* begin *

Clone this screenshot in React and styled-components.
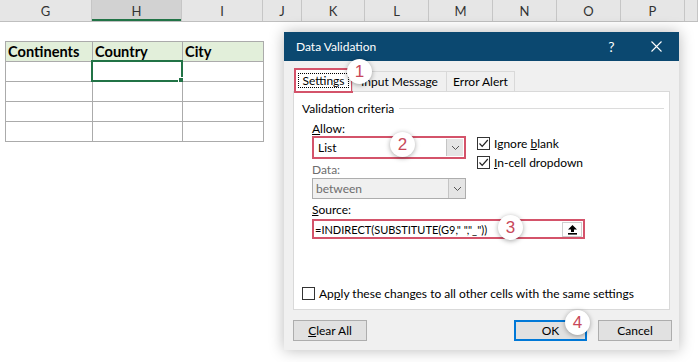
import React from 'react';
import styled, { createGlobalStyle } from 'styled-components';

const GlobalStyle = createGlobalStyle`
  body {
    margin: 0;
    background: #fff;
  }
`;

const Page = styled.div`
  position: relative;
  width: 698px;
  height: 362px;
  overflow: hidden;
  background: #fff;
  font-family: Lato, "Liberation Sans", sans-serif;
`;

/* ---------- spreadsheet ---------- */

const ColumnBar = styled.div`
  display: flex;
  height: 22px;
  box-sizing: border-box;
  background: #e6e6e6;
  border-bottom: 1px solid #bfbfbf;
`;

const ColumnHead = styled.div`
  flex: 0 0 ${p => p.$w}px;
  box-sizing: border-box;
  display: flex;
  align-items: center;
  justify-content: center;
  border-right: 1px solid #c6c6c6;
  font-size: 13px;
  color: #333;
  background: ${p => (p.$active ? '#d2d2d2' : 'transparent')};
  box-shadow: ${p => (p.$active ? 'inset 0 -2px 0 #217346' : 'none')};
`;

const Table = styled.div`
  display: grid;
  grid-template-columns: 87px 90px 81px;
  grid-auto-rows: 20px;
  margin: 19px 0 0 5px;
  width: max-content;
  border-left: 1px solid #ababab;
  border-top: 1px solid #ababab;
`;

const Cell = styled.div`
  position: relative;
  box-sizing: border-box;
  border-right: 1px solid #ababab;
  border-bottom: 1px solid #ababab;
  padding-left: 2px;
  display: flex;
  align-items: center;
  font-size: 14.6px;
  font-weight: ${p => (p.$head ? 700 : 400)};
  color: #000;
  background: ${p => (p.$head ? '#e2efda' : '#fff')};
`;

const Selection = styled.span`
  position: absolute;
  left: -2px;
  top: -2px;
  right: -1px;
  bottom: -1px;
  border: 2px solid #217346;
  &::after {
    content: '';
    position: absolute;
    right: -4px;
    bottom: -4px;
    width: 5px;
    height: 5px;
    background: #217346;
    border: 1px solid #fff;
  }
`;

/* ---------- dialog ---------- */

const Dialog = styled.div`
  position: absolute;
  left: 284px;
  top: 32px;
  width: 395px;
  height: 318px;
  display: flex;
  flex-direction: column;
  background: #f0f0f0;
  box-shadow: 0 0 14px rgba(0, 0, 0, 0.28);
  font-family: Lato, "Liberation Sans", sans-serif;
  font-size: 12px;
  color: #000;
`;

const TitleBar = styled.div`
  display: flex;
  align-items: center;
  height: 29px;
  flex: 0 0 29px;
  background: #0b4870;
  color: #fff;
  padding-left: 12px;
  font-size: 12px;
`;

const Title = styled.div`
  flex: 1;
`;

const TitleButton = styled.div`
  width: 45px;
  height: 29px;
  display: flex;
  align-items: center;
  justify-content: center;
  font-size: 14px;
`;

const Body = styled.div`
  flex: 1;
  display: flex;
  flex-direction: column;
  padding: 7px 9px 9px;
`;

const TabRow = styled.div`
  display: flex;
  align-items: flex-end;
  height: 23px;
  padding-left: 1px;
  position: relative;
  z-index: 1;
`;

const Tab = styled.div`
  position: relative;
  box-sizing: border-box;
  display: flex;
  align-items: center;
  justify-content: center;
  width: ${p => p.$w}px;
  height: ${p => (p.$active ? 25 : 20)}px;
  margin-bottom: ${p => (p.$active ? -2 : 0)}px;
  background: ${p => (p.$active ? '#fff' : '#f0f0f0')};
  border: ${p => (p.$active ? '2px solid #d4536a' : '1px solid #d9d9d9')};
  border-bottom: ${p => (p.$active ? '2px solid #d4536a' : 'none')};
  margin-left: ${p => (p.$active ? 0 : -1)}px;
`;

const FocusText = styled.span`
  outline: 1px dotted #000;
  padding: 0 3px;
  line-height: 13px;
`;

const Panel = styled.div`
  height: 219px;
  box-sizing: border-box;
  display: flex;
  flex-direction: column;
  background: #fff;
  border: 1px solid #d9d9d9;
  padding: 8px 5px 9px 8px;
`;

const Legend = styled.div`
  display: flex;
  align-items: center;
  gap: 5px;
  height: 16px;
  &::after {
    content: '';
    flex: 1;
    border-top: 1px solid #dcdcdc;
  }
`;

const Criteria = styled.div`
  display: flex;
  flex-direction: column;
  margin-left: 10px;
`;

const CriteriaRow = styled.div`
  display: flex;
`;

const LeftColumn = styled.div`
  display: flex;
  flex-direction: column;
  width: 154px;
`;

const Options = styled.div`
  display: flex;
  flex-direction: column;
  padding-top: 18px;
  margin-left: 11px;
`;

const Label = styled.div`
  height: 15px;
  line-height: 15px;
  margin-top: ${p => p.$mt || 0}px;
  margin-bottom: ${p => p.$mb || 0}px;
  color: ${p => (p.$muted ? '#6d6d6d' : '#000')};
`;

const Combo = styled.div`
  position: relative;
  box-sizing: border-box;
  display: flex;
  align-items: stretch;
  width: 154px;
  height: ${p => (p.$marked ? 23 : 21)}px;
  border: ${p => (p.$marked ? '2px solid #d4536a' : '1px solid #adadad')};
  background: ${p => (p.$disabled ? '#f0f0f0' : '#fff')};
  color: ${p => (p.$disabled ? '#6d6d6d' : '#000')};
  padding: ${p => (p.$marked ? '1px' : '0')};
`;

const ComboText = styled.div`
  flex: 1;
  display: flex;
  align-items: center;
  padding-left: 3px;
`;

const ArrowButton = styled.div`
  width: 16px;
  display: flex;
  align-items: center;
  justify-content: center;
  background: #e5e5e5;
  border-left: 1px solid #c4c4c4;
`;

const CheckRow = styled.div`
  display: flex;
  align-items: center;
  gap: 4px;
  height: 19px;
`;

const Box = styled.div`
  width: 13px;
  height: 13px;
  flex: 0 0 13px;
  box-sizing: border-box;
  border: 1px solid #333;
  background: #fff;
  display: flex;
  align-items: center;
  justify-content: center;
`;

const SourceField = styled.div`
  position: relative;
  box-sizing: border-box;
  display: flex;
  align-items: center;
  width: 273px;
  height: 20px;
  border: 2px solid #d4536a;
  padding: 0 1px 0 1px;
`;

const SourceText = styled.div`
  flex: 1;
  font-size: 11px;
`;

const PickButton = styled.div`
  width: 18px;
  height: 13px;
  display: flex;
  align-items: center;
  justify-content: center;
  background: #fff;
  border: 1px solid #cfcfcf;
`;

const Spacer = styled.div`
  flex: 1;
`;

const ApplyRow = styled(CheckRow)`
  height: 14px;
`;

const ButtonRow = styled.div`
  display: flex;
  margin-top: 10px;
  margin-right: -2px;
  gap: 11px;
`;

const Button = styled.div`
  position: relative;
  box-sizing: border-box;
  width: ${p => p.$w || 74}px;
  height: 21px;
  display: flex;
  align-items: center;
  justify-content: center;
  background: #e1e1e1;
  border: ${p => (p.$primary ? '2px solid #0078d7' : '1px solid #adadad')};
  margin-left: ${p => (p.$push ? 'auto' : '0')};
`;

const Badge = styled.div`
  position: absolute;
  left: ${p => p.$x}px;
  top: ${p => p.$y}px;
  width: 25px;
  height: 25px;
  border-radius: 50%;
  background: #fff;
  box-shadow: 0 1px 5px rgba(0, 0, 0, 0.35);
  display: flex;
  align-items: center;
  justify-content: center;
  color: #c8485a;
  font-family: "Liberation Sans", Arial, sans-serif;
  font-size: 17px;
  z-index: 3;
`;

const Chevron = () => (
  <svg width="9" height="6" viewBox="0 0 9 6">
    <polyline points="1,1 4.5,4.5 8,1" fill="none" stroke="#555" strokeWidth="1" />
  </svg>
);

const Check = () => (
  <svg width="11" height="11" viewBox="0 0 11 11">
    <polyline points="1.5,5.5 4.2,8.3 9.8,2" fill="none" stroke="#222" strokeWidth="1.2" />
  </svg>
);

const UpArrow = () => (
  <svg width="11" height="11" viewBox="0 0 11 11">
    <polygon points="5.5,1 10,5.5 7,5.5 7,8 4,8 4,5.5 1,5.5" fill="#000" />
    <rect x="1" y="9" width="9" height="1.6" fill="#000" />
  </svg>
);

const CloseIcon = () => (
  <svg width="11" height="11" viewBox="0 0 11 11">
    <path d="M0.5 0.5 L10.5 10.5 M10.5 0.5 L0.5 10.5" stroke="#fff" strokeWidth="1.1" />
  </svg>
);

const columns = [
  ['G', 92], ['H', 90, true], ['I', 81], ['J', 39], ['K', 63],
  ['L', 64], ['M', 64], ['N', 64], ['O', 64], ['P', 64], ['', 13],
];

const CheckBox = ({ checked }) => <Box>{checked && <Check />}</Box>;

export default function App() {
  return (
    <Page>
      <GlobalStyle />
      <ColumnBar>
        {columns.map(([name, w, active]) => (
          <ColumnHead key={name + w} $w={w} $active={active}>{name}</ColumnHead>
        ))}
      </ColumnBar>

      <Table>
        <Cell $head>Continents</Cell>
        <Cell $head>Country</Cell>
        <Cell $head>City</Cell>
        {[0, 1, 2, 3].map(r => (
          <React.Fragment key={r}>
            <Cell />
            <Cell>{r === 0 && <Selection />}</Cell>
            <Cell />
          </React.Fragment>
        ))}
      </Table>

      <Dialog>
        <TitleBar>
          <Title>Data Validation</Title>
          <TitleButton>?</TitleButton>
          <TitleButton><CloseIcon /></TitleButton>
        </TitleBar>
        <Body>
          <TabRow>
            <Tab $active $w={59}>
              <FocusText>Settings</FocusText>
              <Badge $x={51} $y={-11}>1</Badge>
            </Tab>
            <Tab $w={95}>Input Message</Tab>
            <Tab $w={69}>Error Alert</Tab>
          </TabRow>
          <Panel>
            <Legend>Validation criteria</Legend>
            <Criteria>
              <CriteriaRow>
                <LeftColumn>
                  <Label $mt={5}><u>A</u>llow:</Label>
                  <Combo $marked>
                    <ComboText>List</ComboText>
                    <ArrowButton><Chevron /></ArrowButton>
                    <Badge $x={76} $y={-6}>2</Badge>
                  </Combo>
                  <Label $muted $mt={3} $mb={1}>Data:</Label>
                  <Combo $disabled>
                    <ComboText>between</ComboText>
                    <ArrowButton><Chevron /></ArrowButton>
                  </Combo>
                </LeftColumn>
                <Options>
                  <CheckRow><CheckBox checked /><span>Ignore <u>b</u>lank</span></CheckRow>
                  <CheckRow><CheckBox checked /><span><u>I</u>n-cell dropdown</span></CheckRow>
                </Options>
              </CriteriaRow>
              <Label $mt={3} $mb={2}><u>S</u>ource:</Label>
              <SourceField>
                <SourceText>=INDIRECT(SUBSTITUTE(G9," ","_"))</SourceText>
                <PickButton><UpArrow /></PickButton>
                <Badge $x={184} $y={-6}>3</Badge>
              </SourceField>
            </Criteria>
            <Spacer />
            <ApplyRow>
              <CheckBox />
              <span>Ap<u>p</u>ly these changes to all other cells with the same settings</span>
            </ApplyRow>
          </Panel>
          <ButtonRow>
            <Button><span><u>C</u>lear All</span></Button>
            <Button $primary $w={73} $push>
              OK
              <Badge $x={49} $y={-12}>4</Badge>
            </Button>
            <Button>Cancel</Button>
          </ButtonRow>
        </Body>
      </Dialog>
    </Page>
  );
}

* end *

Instructions for the task: Leave out the pictures and repeat the lines from the start of the material through the line with "dialog ---------- */", inclusive.

Solution for this exercise:
Clone this screenshot in React and styled-components.
import React from 'react';
import styled, { createGlobalStyle } from 'styled-components';

const GlobalStyle = createGlobalStyle`
  body {
    margin: 0;
    background: #fff;
  }
`;

const Page = styled.div`
  position: relative;
  width: 698px;
  height: 362px;
  overflow: hidden;
  background: #fff;
  font-family: Lato, "Liberation Sans", sans-serif;
`;

/* ---------- spreadsheet ---------- */

const ColumnBar = styled.div`
  display: flex;
  height: 22px;
  box-sizing: border-box;
  background: #e6e6e6;
  border-bottom: 1px solid #bfbfbf;
`;

const ColumnHead = styled.div`
  flex: 0 0 ${p => p.$w}px;
  box-sizing: border-box;
  display: flex;
  align-items: center;
  justify-content: center;
  border-right: 1px solid #c6c6c6;
  font-size: 13px;
  color: #333;
  background: ${p => (p.$active ? '#d2d2d2' : 'transparent')};
  box-shadow: ${p => (p.$active ? 'inset 0 -2px 0 #217346' : 'none')};
`;

const Table = styled.div`
  display: grid;
  grid-template-columns: 87px 90px 81px;
  grid-auto-rows: 20px;
  margin: 19px 0 0 5px;
  width: max-content;
  border-left: 1px solid #ababab;
  border-top: 1px solid #ababab;
`;

const Cell = styled.div`
  position: relative;
  box-sizing: border-box;
  border-right: 1px solid #ababab;
  border-bottom: 1px solid #ababab;
  padding-left: 2px;
  display: flex;
  align-items: center;
  font-size: 14.6px;
  font-weight: ${p => (p.$head ? 700 : 400)};
  color: #000;
  background: ${p => (p.$head ? '#e2efda' : '#fff')};
`;

const Selection = styled.span`
  position: absolute;
  left: -2px;
  top: -2px;
  right: -1px;
  bottom: -1px;
  border: 2px solid #217346;
  &::after {
    content: '';
    position: absolute;
    right: -4px;
    bottom: -4px;
    width: 5px;
    height: 5px;
    background: #217346;
    border: 1px solid #fff;
  }
`;

/* ---------- dialog ---------- */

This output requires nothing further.